To get through review, I would ask that the authors spend more effort in describing what is new and different about this paper relative to the Mettig et al. paper; likely this would also help in shortening the paper as material that appears in Mettig et al. need not be restated in the submitted manuscript. Adding context to each of the results sub sections and how what is presented is similar/different to previous work would also improve the writing.
I next have a few specific comments just for the abstract and more general comments / questions about the paper thereafter.
Abstract:
(first paragraph) It is already well known that use UV+IR radiances to estimate ozone increases sensitivity (vertical resolution), relative to UV and IR alone; it is therefore not clear why this first paragraph in the abstract is needed.
Line 40: What are the “tropospheric systematic bias requirements”? Is there a source?
Line 41: If the averaging kernel and prior (observation operator) were applied to the TOLNET profiles before comparison than the a priori is removed from the comparison; therefore this should not be a source of systematic bias unless you can show that non-linearities in the inversion make the choice of prior affect the inversion.
Line 47: “random bias”? Please clarify.
Line 52: If TOLNET was sufficient why also use ozonesonde data. Also what does sufficient mean?
Other comments
There are far more ozone-sondes available than just the ones listed in Table 1. Why do you not use them?
Equations 1 and 2 are inconsistent with Equation 3. Equations 1 and 2 indicate that the retrieval is linear with respect to concentration or VMR. Equation 3 suggests either a log or fractional value is estimated; additional explanation is required.
There is another paper on this subject by Edward Malina that is not cited. The authors should take a look at this paper and describe what is different with their approach and results relative to those in Malina et al.
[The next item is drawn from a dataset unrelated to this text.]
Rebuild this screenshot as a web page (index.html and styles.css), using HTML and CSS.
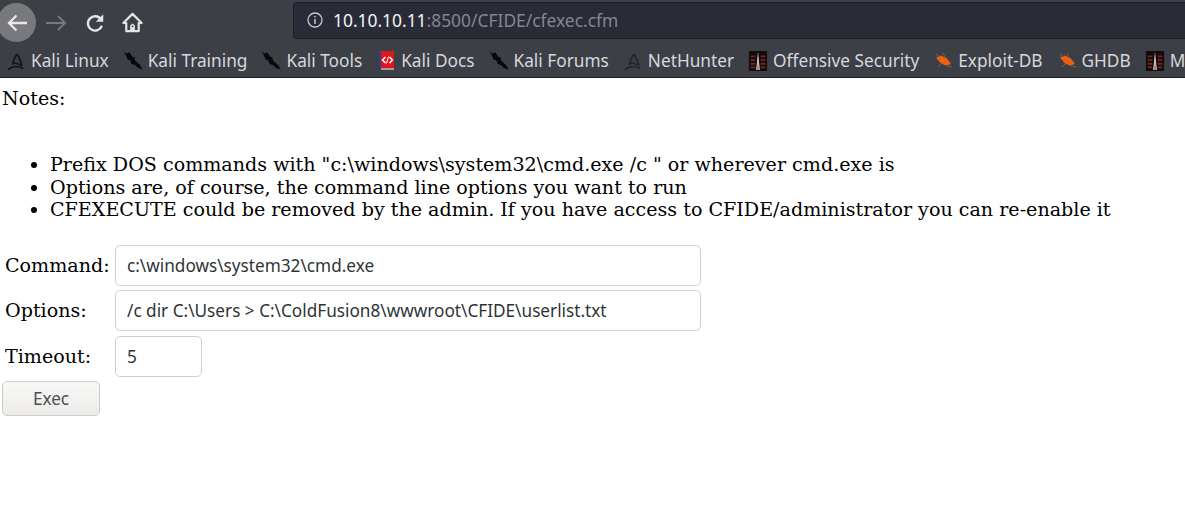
FILE: index.html
```html
<!DOCTYPE html>
<html lang="en">
<head>
  <meta charset="UTF-8">
  <title>cfexec.cfm</title>
  <link rel="stylesheet" href="styles.css">
</head>
<body>
  <header class="browser">
    <div class="toolbar">
      <button class="nav-btn back" aria-label="Back">
        <svg viewBox="0 0 24 24" width="24" height="24"><path d="M22 12H4M11.500 4.500L4 12l7.500 7.500" fill="none" stroke="#e8e8e8" stroke-width="2.300"/></svg>
      </button>
      <button class="nav-btn forward" aria-label="Forward">
        <svg viewBox="0 0 24 24" width="24" height="24"><path d="M2 12h19M14 5l7 7-7 7" fill="none" stroke="#77797e" stroke-width="1.800"/></svg>
      </button>
      <button class="nav-btn reload" aria-label="Reload">
        <svg viewBox="0 0 24 24" width="22" height="22"><path d="M18.500 8A7.800 7.800 0 1 0 19.500 15" fill="none" stroke="#e4e4e4" stroke-width="2.600"/><path d="M21 2.500v8h-8z" fill="#e4e4e4"/></svg>
      </button>
      <button class="nav-btn home" aria-label="Home">
        <svg viewBox="0 0 24 24" width="23" height="23"><path d="M12 3L2.500 12.500H5.500V21H18.500V12.500H21.500z" fill="none" stroke="#e4e4e4" stroke-width="2.300" stroke-linejoin="round"/><path d="M9.500 21v-6l2.500-2 2.500 2v6z" fill="#e4e4e4"/><circle cx="12" cy="16" r="1" fill="#3d3f47"/></svg>
      </button>
      <div class="urlbar">
        <svg class="info" viewBox="0 0 16 16" width="16" height="16"><circle cx="8" cy="8" r="7" fill="none" stroke="#c6c7ca" stroke-width="1.300"/><path d="M8 7v5M8 4v1.600" stroke="#c6c7ca" stroke-width="1.500"/></svg>
        <span class="url"><b>10.10.10.11</b>:8500/CFIDE/cfexec.cfm</span>
      </div>
    </div>
    <nav class="bookmarks">
      <a><svg class="fav" viewBox="0 0 20 20"><path d="M2 19c2-2 5-3.500 8-3.500 2.500 0 5 .5 7 2M11 3C9 6 7 9 6.500 14M11 3c2 3 4 7 5 12M7 12c2 0 5 .5 8 2" fill="none" stroke="#14151a" stroke-width="1.700"/></svg>Kali Linux</a>
      <a><svg class="fav" viewBox="0 0 20 20"><path d="M0 0l3 2.500 3.500-1 3 4.500 2 .5.500 3 5 4.500 2.500 4.500-4.500-1.500-3-3-3.500-1-1-3.500-3-1-2-5z" fill="#08080a"/></svg>Kali Training</a>
      <a><svg class="fav" viewBox="0 0 20 20"><path d="M0 0l3 2.500 3.500-1 3 4.500 2 .5.500 3 5 4.500 2.500 4.500-4.500-1.500-3-3-3.500-1-1-3.500-3-1-2-5z" fill="#08080a"/></svg>Kali Tools</a>
      <a><svg class="fav" viewBox="0 0 20 20"><rect x="3" y="0" width="15" height="18" fill="#e0161c"/><rect x="3" y="0" width="2" height="18" fill="#2b3f8f"/><rect x="5" y="17" width="13" height="2" fill="#9a9ca3"/><path d="M9.500 6L6.500 9l3 3M13.500 6l3 3-3 3" fill="none" stroke="#fff" stroke-width="1.500"/><path d="M12.500 5.500l-2 7" stroke="#fff" stroke-width="1"/></svg>Kali Docs</a>
      <a><svg class="fav" viewBox="0 0 20 20"><path d="M0 0l3 2.500 3.500-1 3 4.500 2 .5.500 3 5 4.500 2.500 4.500-4.500-1.500-3-3-3.500-1-1-3.500-3-1-2-5z" fill="#08080a"/></svg>Kali Forums</a>
      <a><svg class="fav" viewBox="0 0 20 20"><path d="M2 19c2-2 5-3.500 8-3.500 2.500 0 5 .5 7 2M11 3C9 6 7 9 6.500 14M11 3c2 3 4 7 5 12M7 12c2 0 5 .5 8 2" fill="none" stroke="#24252a" stroke-width="1.700"/></svg>NetHunter</a>
      <a><svg class="fav" viewBox="0 0 20 22"><rect width="20" height="22" fill="#150b0b"/><path d="M2 6h5M2 10h5M2 14h5M2 18h5M13 6h5M13 10h5M13 14h5M13 18h5" stroke="#6d2a24" stroke-width="2"/><path d="M10 1l2 20H8z" fill="#eeeae6"/><path d="M10 8l.6 13H9.400z" fill="#3a2020"/></svg>Offensive Security</a>
      <a><svg class="fav" viewBox="0 0 20 20"><path d="M3 6.500l5-2 6 3 4 5.500-5 1.500-5-2z" fill="#ee5f12"/><path d="M3 3l4 3M14 15l5 1M5 16l3-3M10 2l2 4" stroke="#8c5a3e" stroke-width="1"/></svg>Exploit-DB</a>
      <a><svg class="fav" viewBox="0 0 20 20"><path d="M3 6.500l5-2 6 3 4 5.500-5 1.500-5-2z" fill="#ee5f12"/><path d="M3 3l4 3M14 15l5 1M5 16l3-3M10 2l2 4" stroke="#8c5a3e" stroke-width="1"/></svg>GHDB</a>
      <a><svg class="fav" viewBox="0 0 20 22"><rect width="20" height="22" fill="#150b0b"/><path d="M2 6h5M2 10h5M2 14h5M2 18h5M13 6h5M13 10h5M13 14h5M13 18h5" stroke="#6d2a24" stroke-width="2"/><path d="M10 1l2 20H8z" fill="#eeeae6"/><path d="M10 8l.6 13H9.400z" fill="#3a2020"/></svg>M</a>
    </nav>
  </header>

  <main>
    <p class="notes">Notes:</p>
    <ul class="tips">
      <li>Prefix DOS commands with "c:\windows\system32\cmd.exe /c " or wherever cmd.exe is</li>
      <li>Options are, of course, the command line options you want to run</li>
      <li>CFEXECUTE could be removed by the admin. If you have access to CFIDE/administrator you can re-enable it</li>
    </ul>
    <form class="exec-form" onsubmit="return false">
      <label for="cmd">Command:</label>
      <input id="cmd" class="field" type="text" value="c:\windows\system32\cmd.exe">
      <label for="opts">Options:</label>
      <input id="opts" class="field" type="text" value="/c dir C:\Users &gt; C:\ColdFusion8\wwwroot\CFIDE\userlist.txt">
      <label for="timeout">Timeout:</label>
      <input id="timeout" class="field short" type="text" value="5">
    </form>
    <button class="exec-btn" type="button">Exec</button>
  </main>
</body>
</html>
```

FILE: styles.css
```css
* { box-sizing: border-box; }
html, body { overflow: hidden; }
body {
  margin: 0;
  background: #fff;
  color: #000;
  font-family: "DejaVu Serif", serif;
  font-size: 19.100px;
}
.browser {
  height: 78px;
  background: #3d3f47;
  border-bottom: 1px solid #1c1d21;
  font-family: "Noto Sans", sans-serif;
  overflow: hidden;
}
.toolbar {
  display: flex;
  align-items: center;
  height: 42px;
  padding-top: 3px;
}
.nav-btn {
  display: flex;
  align-items: center;
  justify-content: center;
  background: none;
  border: none;
  padding: 0;
  flex: none;
}
.back {
  width: 39px;
  height: 39px;
  margin-left: -3px;
  border-radius: 50%;
  background: #77797c;
}
.forward { width: 36px; margin-left: 2px; }
.reload { width: 32px; margin-left: 5px; }
.home { width: 32px; margin-left: 5px; }
.urlbar {
  display: flex;
  align-items: center;
  flex: none;
  width: 900px;
  height: 37px;
  margin-left: 145px;
  margin-top: -5px;
  padding-left: 13px;
  background: #292b36;
  border: 1px solid #1c1d21;
  border-radius: 4px 0 0 4px;
}
.url {
  margin-left: 10px;
  font-size: 17.400px;
  color: #85878d;
}
.url b { font-weight: 400; color: #f4f4f5; }
.bookmarks {
  display: flex;
  align-items: center;
  gap: 14px;
  height: 37px;
  padding-left: 6px;
  white-space: nowrap;
  font-size: 17.250px;
  color: #d6d8dc;
}
.bookmarks a {
  display: flex;
  align-items: center;
  gap: 5px;
  flex: none;
}
.fav { width: 20px; height: 20px; flex: none; }

main { padding: 0 2px; }
.notes { margin: 10px 0 0; line-height: 22.400px; }
.tips {
  margin: 44px 0 0;
  padding-left: 48px;
  line-height: 22.400px;
}
.exec-form {
  display: grid;
  grid-template-columns: 110px max-content;
  align-items: center;
  row-gap: 4.500px;
  margin-top: 23px;
  padding-left: 3px;
}
.field {
  width: 586px;
  height: 41px;
  padding: 0 11px;
  border: 1px solid #d3d0cb;
  border-radius: 5px;
  background: #fff;
  color: #2e3436;
  font-family: "Noto Sans", sans-serif;
  font-size: 17.200px;
}
.short { width: 87px; }
.exec-btn {
  display: block;
  width: 98px;
  height: 35px;
  margin-top: 4px;
  border: 1px solid #cfccc7;
  border-radius: 5px;
  background: linear-gradient(#f8f8f7, #ecebe9);
  color: #4a4f52;
  font-family: "Noto Sans", sans-serif;
  font-size: 17.200px;
}
```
Joint spectral retrievals of ozone with Suomi NPP CrIS augmented by S5P/TROPOM
Malina, E., Bowman, K. W., Kantchev, V., Kuai, L., Kurosu, T. P., Miyazaki, K., Natraj, V., Osterman, G. B., and Thill, M. D.: Joint spectral retrievals of ozone with Suomi NPP CrIS augmented by S5P/TROPOMI, EGUsphere [preprint], https://doi.org/10.5194/egusphere-2022-774, 2022.
Line 105.. missing Worden et al. GRL 2007 reference where this is first discussed.
Section 3: Combinations of UV and IR have appeared in several papers over the last decade. How do the results appearing in each sub-section compare to this prior research (answer, you are essentially getting what is expected based on this prior research).
Figure 4: Are the UV, IR, and UV+IR, retrievals consistent (especially Figure 4c). Use Rodgers and Connor 2003 (not cited) to determine if purple, red, and blue are consistent or if differences in the troposphere are driven by attributable systematic errors (e.g. albedo, clouds) or because there is a lack of sensitivity in the troposphere.
Line 340: where are these requirement thresholds described?
Line 395: This approach makes no sense.. if you do not apply the observation operator, then there will be a bias from the combination of prior and sensitivity.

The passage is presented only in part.